Top Withens: the inspiration behind Wuthering Heights
First of all, the house totally brought about an understanding about what it could have been like to be living in such a naturally isolated setting. All I could see were the rolling hills of the moors and not a single other house, light, or any other sign of civilization.

On the moors
I began taking a lot of photos, for as long as a half hour, and all the while the fog began rolling in. It quickly became more and more aggressive and soon my visibility was cut down to under 50 yards. Now, it had taken me 2.5 hours to arrive there, and while I was returning by another way according to my pamphlet, I had no idea how long it would take and if I would even be able to see where to go. It was quickly getting dark as well. I could see how someone could get lost on the moors!

On the moors in the mist...
Well, I became a bit nervous and began taking video of myself. (Perhaps because I had just seen 127 Hours the week before!) I didn’t know if and when I would get out of there. It began raining, I had no umbrella and quite a way to walk.

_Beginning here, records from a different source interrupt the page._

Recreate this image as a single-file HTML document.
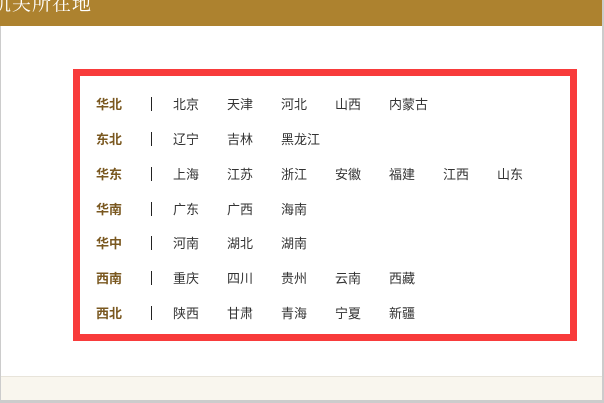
<!DOCTYPE html>
<html><head><meta charset="utf-8"><style>
body{margin:0;width:604px;height:403px;overflow:hidden;background:#fff;position:relative;font-family:"Liberation Sans","Noto Sans CJK SC",sans-serif;}
.hdr{position:absolute;left:0;top:0;width:604px;height:26px;background:#ad822f;color:#fff;font-family:"Liberation Serif","Noto Serif CJK SC",serif;font-size:19px;line-height:20px;}
.hdr span{position:absolute;left:-8px;top:-5px;letter-spacing:1px}
.lb{position:absolute;left:0;top:26px;width:1px;height:377px;background:#ccc}
.rb{position:absolute;left:602px;top:0;width:2px;height:403px;background:#ccc}
.box{position:absolute;left:73px;top:69px;width:490px;height:258px;border:7px solid #f83b3b;}
.row{position:absolute;left:0;width:480px;height:20px;font-size:13px;color:#333;}
.row b{position:absolute;left:16px;color:#7a5820;font-weight:bold;top:0;white-space:nowrap}
.row i{position:absolute;left:71px;top:3px;width:1px;height:14px;background:#222}
.row span{position:absolute;top:0;white-space:nowrap}
.ft{position:absolute;left:1px;top:376px;width:601px;height:24px;background:#f9f6ee;border-top:1px solid #e8e4da}
.fb{position:absolute;left:0;top:400px;width:604px;height:3px;background:#ccc}
</style></head><body>
<div class="hdr"><span>机关所在地</span></div>
<div class="lb"></div><div class="rb"></div>
<div class="box">
<div class="row" style="top:18px"><b>华北</b><i></i><span style="left:93px">北京</span><span style="left:147px">天津</span><span style="left:201px">河北</span><span style="left:255px">山西</span><span style="left:309px">内蒙古</span></div>
<div class="row" style="top:53px"><b>东北</b><i></i><span style="left:93px">辽宁</span><span style="left:147px">吉林</span><span style="left:201px">黑龙江</span></div>
<div class="row" style="top:88px"><b>华东</b><i></i><span style="left:93px">上海</span><span style="left:147px">江苏</span><span style="left:201px">浙江</span><span style="left:255px">安徽</span><span style="left:309px">福建</span><span style="left:363px">江西</span><span style="left:417px">山东</span></div>
<div class="row" style="top:123px"><b>华南</b><i></i><span style="left:93px">广东</span><span style="left:147px">广西</span><span style="left:201px">海南</span></div>
<div class="row" style="top:157px"><b>华中</b><i></i><span style="left:93px">河南</span><span style="left:147px">湖北</span><span style="left:201px">湖南</span></div>
<div class="row" style="top:192px"><b>西南</b><i></i><span style="left:93px">重庆</span><span style="left:147px">四川</span><span style="left:201px">贵州</span><span style="left:255px">云南</span><span style="left:309px">西藏</span></div>
<div class="row" style="top:227px"><b>西北</b><i></i><span style="left:93px">陕西</span><span style="left:147px">甘肃</span><span style="left:201px">青海</span><span style="left:255px">宁夏</span><span style="left:309px">新疆</span></div>
</div>
<div class="ft"></div><div class="fb"></div>
</body></html>
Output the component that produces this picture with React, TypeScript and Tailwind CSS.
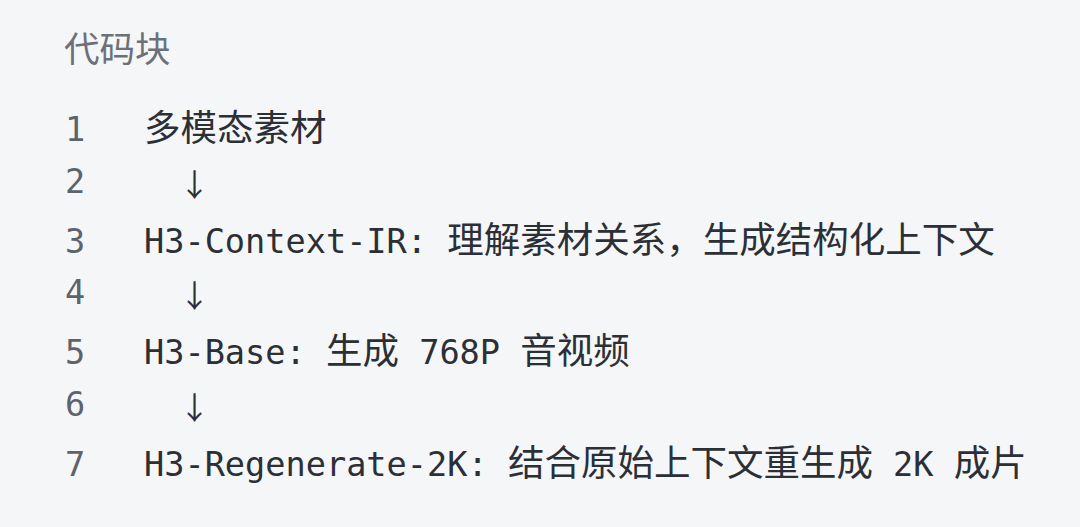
const mono = "font-['DejaVu_Sans_Mono','Noto_Sans_CJK_SC',monospace] text-[33.6px]";
const cjk = "font-['Noto_Sans_CJK_SC',sans-serif] text-[36.5px]";

// each line: list of segments, c = CJK text, a = arrow
type Seg = { t: string; c?: boolean; a?: boolean };

const arrow: Seg[] = [{ t: '  ' }, { t: '↓', a: true }];

const lines: Seg[][] = [
  [{ t: '多模态素材', c: true }],
  arrow,
  [{ t: 'H3-Context-IR: ' }, { t: '理解素材关系，生成结构化上下文', c: true }],
  arrow,
  [{ t: 'H3-Base: ' }, { t: '生成', c: true }, { t: ' 768P ' }, { t: '音视频', c: true }],
  arrow,
  [{ t: 'H3-Regenerate-2K: ' }, { t: '结合原始上下文重生成', c: true }, { t: ' 2K ' }, { t: '成片', c: true }],
];

export default function App() {
  return (
    <div className="w-[1080px] h-[527px] bg-[#f5f6f8] pl-[64px] pt-[26px] overflow-hidden">
      <div className="font-['Noto_Sans_CJK_SC',sans-serif] text-[35.5px] leading-[42px] text-[#6c7179]">
        代码块
      </div>
      <div className="mt-[30px]">
        {lines.map((segs, i) => (
          <div key={i} className={`${mono} h-[55.8px] leading-[55.8px] whitespace-pre text-[#2b2f36]`}>
            <span className="inline-block w-[80px] pl-[1px] text-[#5d636b]">{i + 1}</span>
            {segs.map((s, j) =>
              s.a ? (
                <span
                  key={j}
                  className="inline-flex justify-center w-[20px] align-[-3px] font-['Noto_Sans_CJK_SC',sans-serif] text-[31px]"
                >
                  {s.t}
                </span>
              ) : (
                <span key={j} className={s.c ? cjk : mono}>
                  {s.t}
                </span>
              )
            )}
          </div>
        ))}
      </div>
    </div>
  );
}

I knew nobody would be walking that way again that day or the next if the rain continued. I sang a bit to pass the time and calm my nerves. I’m sure that not a living soul could hear me. I even sang some snippets from the opera at full voice!
Luckily I did not take any wrong turns and arrived at a main road after about 75 minutes. I entered a pub in the small village wet and weary like a lonely Lockwood. I asked them to call a cab for me to return to my car because by this time it was raining hard and the car was too far away.
The next morning I woke up earlier and started my walk by around 9:30am. The weather had improved. This time my walk included Thrushcross Grange and Ponden Kirk (the probably inspiration for Penistone Crags). Thrushcross Grange was on the side of a reservoir and really looked more well off then Top Withens, though it was certainly not a mansion.

Thrushcross Grange
This walk took me up much higher then the previous day’s walk, up to the cliff where Emily Brontë often went. The views from there were simply incredible. Miles and miles of beautiful moorlands, farms, and houses here and there. Simply gorgeous. One thing about this area is that even near the top of a hill, you will find a stream. You then begin to wonder if the area is so saturated with water that somehow water is forced out of the land even upward against gravity.

Lee and Penistone Crags
I encountered some roaming sheep up there and at some point it seemed as if one was showing me the way. I was walking so close to the edge of the cliffs that at some point I lost my balance a bit and saw my life pass before my eyes and the terrain rocking like a ship. I regained my bearing and began walking with my weight balanced away from the cliff.